◆ EXERCISE DIRECTIONS: Single out each line with the word "React" and copy it.

◆ RECORDS FOR THE EXERCISE:
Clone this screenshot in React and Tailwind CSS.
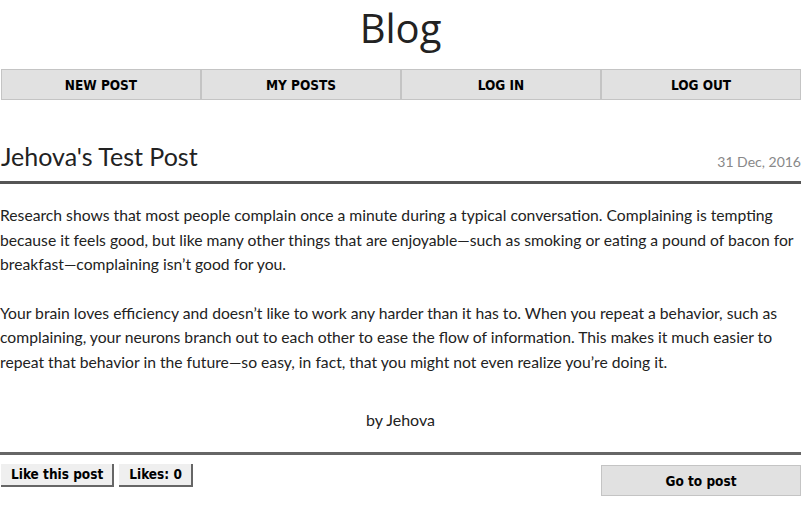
const navItems = ["NEW POST", "MY POSTS", "LOG IN", "LOG OUT"];

const btnFont = "font-['DejaVu_Sans_Condensed','DejaVu_Sans',sans-serif] font-stretch-condensed";

const App = () => {
  return (
    <div className="w-[801px] bg-white text-[#222]">
      <h1 className="text-center text-[40px] leading-[52px] pt-[2px] text-[#222] font-['Open_Sans',sans-serif]">
        Blog
      </h1>

      <nav className="mt-[15px] flex pl-px">
        {navItems.map((item) => (
          <button
            key={item}
            className={`w-[200px] h-[31px] bg-[#e1e1e1] border border-[#c4c4c4] text-[13.5px] font-bold text-black pt-[1px] ${btnFont}`}
          >
            {item}
          </button>
        ))}
      </nav>

      <div className="mt-[40px] font-['Lato',sans-serif]">
        <div className="flex items-end justify-between">
          <h2 className="text-[25px] leading-[32px] text-[#222] pl-[1px]">Jehova's Test Post</h2>
          <span className="text-[14px] text-[#888]">31 Dec, 2016</span>
        </div>
        <div className="mt-[9px] h-[3px] bg-[#555]" />

        <div className="mt-[19px] text-[15.7px] leading-[24.5px] text-[#222] space-y-[24px]">
          <p>
            Research shows that most people complain once a minute during a typical conversation. Complaining is
            tempting because it feels good, but like many other things that are enjoyable—such as smoking or eating a
            pound of bacon for breakfast—complaining isn’t good for you.
          </p>
          <p>
            Your brain loves efficiency and doesn’t like to work any harder than it has to. When you repeat a behavior,
            such as complaining, your neurons branch out to each other to ease the flow of information. This makes it
            much easier to repeat that behavior in the future—so easy, in fact, that you might not even realize you’re
            doing it.
          </p>
        </div>

        <p className="mt-[34px] text-center text-[16px] leading-[24px]">by Jehova</p>

        <div className="mt-[20px] h-[3px] bg-[#666]" />

        <div className="mt-[9px] flex items-start justify-between">
          <div className="flex gap-[5px] pl-[1px]">
            <button className={`h-[23px] pl-[10px] pr-[9px] bg-[#efefef] border-r-2 border-b-2 border-[#666] text-[13.5px] font-bold text-black ${btnFont}`}>
              Like this post
            </button>
            <button className={`h-[23px] pl-[10px] pr-[9px] bg-[#efefef] border-r-2 border-b-2 border-[#666] text-[13.5px] font-bold text-black ${btnFont}`}>
              Likes: 0
            </button>
          </div>
          <button
            className={`w-[200px] h-[31px] mt-px bg-[#e1e1e1] border border-[#c4c4c4] text-[13.5px] font-bold text-black pt-[1px] ${btnFont}`}
          >
            Go to post
          </button>
        </div>
      </div>
    </div>
  );
};

export default App;
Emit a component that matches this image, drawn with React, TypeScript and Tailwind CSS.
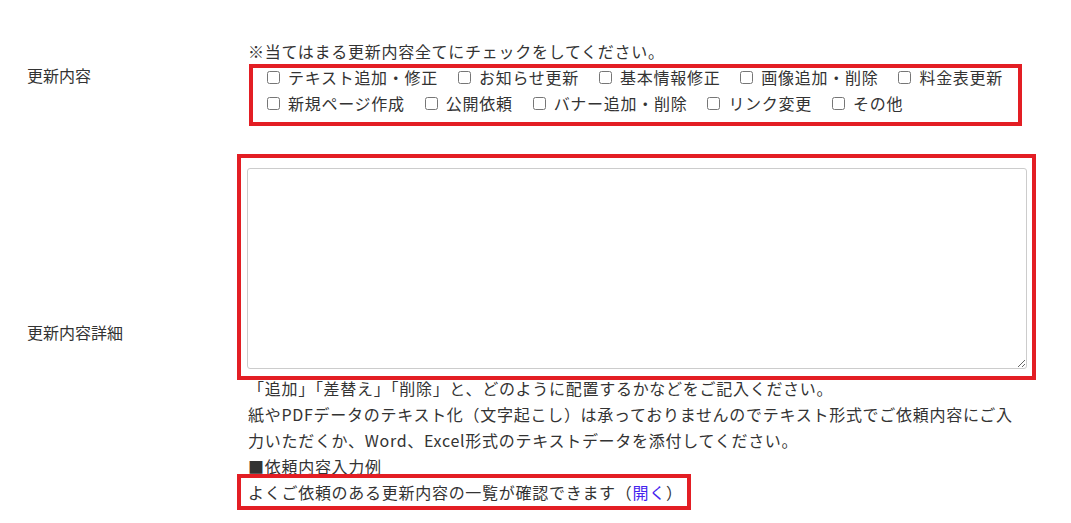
import React from "react";

const row1 = ["テキスト追加・修正", "お知らせ更新", "基本情報修正", "画像追加・削除", "料金表更新"];
const row2 = ["新規ページ作成", "公開依頼", "バナー追加・削除", "リンク変更", "その他"];

function Item({ label }: { label: string }) {
  return (
    <label className="flex items-center shrink-0 whitespace-nowrap h-[26px] mr-[20px]">
      <input type="checkbox" className="w-[13px] h-[13px] m-0 shrink-0" />
      <span className="ml-[8px]">{label}</span>
    </label>
  );
}

export default function App() {
  return (
    <div
      className="bg-white w-[1071px] h-[523px] overflow-hidden text-[#333] text-[16px] leading-[26px] pt-[38px]"
      style={{ fontFamily: '"Noto Sans CJK JP", "Noto Sans", sans-serif' }}
    >
      {/* Row 1 */}
      <div className="flex items-start">
        <div className="w-[248px] pl-[27px] pt-[24px] shrink-0">更新内容</div>
        <div className="flex flex-col tracking-[0.045em]">
          <div className="whitespace-nowrap">※当てはまる更新内容全てにチェックをしてください。</div>
          <div className="ml-[1px] w-[773px] h-[62px] border-[4px] border-[#e31e24] pl-[14px] overflow-hidden">
            <div className="flex -mt-[4px]">
              {row1.map((l) => (
                <Item key={l} label={l} />
              ))}
            </div>
            <div className="flex">
              {row2.map((l) => (
                <Item key={l} label={l} />
              ))}
            </div>
          </div>
        </div>
      </div>

      {/* Row 2 */}
      <div className="flex items-center mt-[28px]">
        <div className="w-[248px] pl-[27px] shrink-0">更新内容詳細</div>
        <div className="flex flex-col tracking-[0.045em]">
          <div className="-ml-[11px] w-[799px] border-[4px] border-[#e31e24] pl-[6px] pt-[10px] pr-[5px] pb-[7px]">
            <textarea className="block w-[780px] h-[201px] border border-[#cccccc] rounded-[3px] bg-white" />
          </div>
          <div className="-mt-[5px]">「追加」「差替え」「削除」と、どのように配置するかなどをご記入ください。</div>
          <div className="w-[780px]">
            紙やPDFデータのテキスト化（文字起こし）は承っておりませんのでテキスト形式でご依頼内容にご入力いただくか、Word、Excel形式のテキストデータを添付してください。
          </div>
          <div>■依頼内容入力例</div>
          <div className="-mt-[5px] -ml-[11px]">
            <div className="inline-block border-[4px] border-[#e31e24] pl-[7px] pr-[4px] py-[1px]">
              よくご依頼のある更新内容の一覧が確認できます（<span className="text-[#4422ee]">開く</span>）
            </div>
          </div>
        </div>
      </div>
    </div>
  );
}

◆ THE SOLUTION:
Clone this screenshot in React and Tailwind CSS.
Emit a component that matches this image, drawn with React, TypeScript and Tailwind CSS.
import React from "react";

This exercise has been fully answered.